On LotR: I first ran across the books (LotR is 6 books, you will probably recall, not a trilogy) in the early 60s, in college. At that point, they did nothing for me. Fast forward to the early 2000s, when for some reason I don't remember, I picked the books up again. This time around, I read them straight through. Not for the quality of writing, which IMO is second rate, but because I found them to be a good story, about the solipsistic nature of evil, and how it permeates creation at every level as an ongoing temptation. Note that the only person to not be vulnerable to the temptation of the Ring is the one person who is wholly other directed - Sam.

So I think that, putting aside the adventure story, what attracts people to LotR is that they resonate to the moral underpinnings of the story. At least, that's what did it for me.

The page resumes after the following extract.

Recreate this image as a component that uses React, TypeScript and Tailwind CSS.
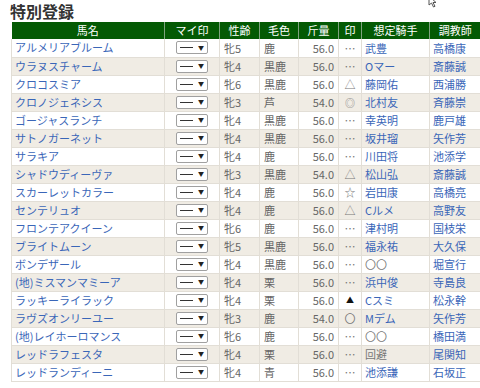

On Shakespeare: I think that the greatness of his plays lies in his ability to brilliantly deploy the several layers of meaning in a word - the connotations as well as the denotations - coupled with what Samuel Johnson observed: "His persons act and speak by the influence of those general passions and principles by which all minds are agitated, and the whole system of life is continued in motion."

It is no surprise to me that Tolstoy didn't get Shakespeare. Tolstoy was the kind of author that Johnson was referring to when he observed: "In the writings of other poets a character is too often an individual; in those of Shakespeare it is commonly a species."

That is to say, Tolstoy was a writer of trees, while Shakespeare was a writer of forests.